Personal information
- Full name: George Stanley O'Hehir
- Date of birth: 20 August 1891
- Place of birth: Bullarto, Victoria
- Date of death: 29 January 1956 (aged 64)
- Place of death: Ballarat, Victoria

Playing career^{1}
- Years: Club / Games (Goals)
- 1921: Richmond / 1 (0)
- ^{1} Playing statistics correct to the end of 1921.

= George O'Hehir =

Australian rules footballer

George Stanley O'Hehir (20 August 1891 – 29 January 1956) was an Australian rules footballer who played with Richmond in the Victorian Football League (VFL).

==Early life==
The son of Michael O’Hehir (1856–1922) and Mary Wheelan (1859–1925), George Stanley O'Hehir was born at Bullarto on 20 August 1891.

==Football career==
O'Hehir commenced playing at Bullarto, winning a premiership in 1915. He was a noted sportsman in the district, also competing in boxing, shooting and woodchopping.

In 1918, George and his brother Michael moved to Koo Wee Rup, and played football for the local team.
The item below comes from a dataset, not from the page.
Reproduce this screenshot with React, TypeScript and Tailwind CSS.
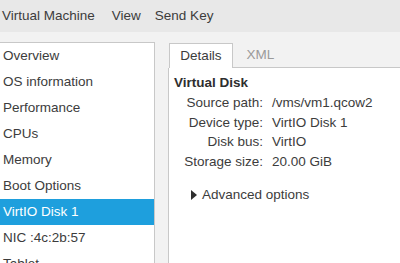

George O'Hehir's prominent performances for Koo Wee Rup led to St. Kilda seeking to secure his services in late 1920, but they were unable to locate him. In June 1921 Richmond secured a permit for O'Hehir and after training once he played a single game for them, playing well enough to earn some praise from the highly critical scribe attached to the local Richmond paper. He did not play another game for Richmond and returned to the Koo Wee Rup area, later playing with Bayles.

==Life after football==
In 1926, O'Hehir married Mary Ellen Dineen and they returned to Bullarto, with George working as a farmer. In 1933 he established a sawmill at Blakeville. He subsequently also established a sawmill at Crystal Creek (near Alexandra).

George O'Hehir and his wife moved to Ballarat in their later years, and O'Hehir died in a private hospital there on 29 January 1956.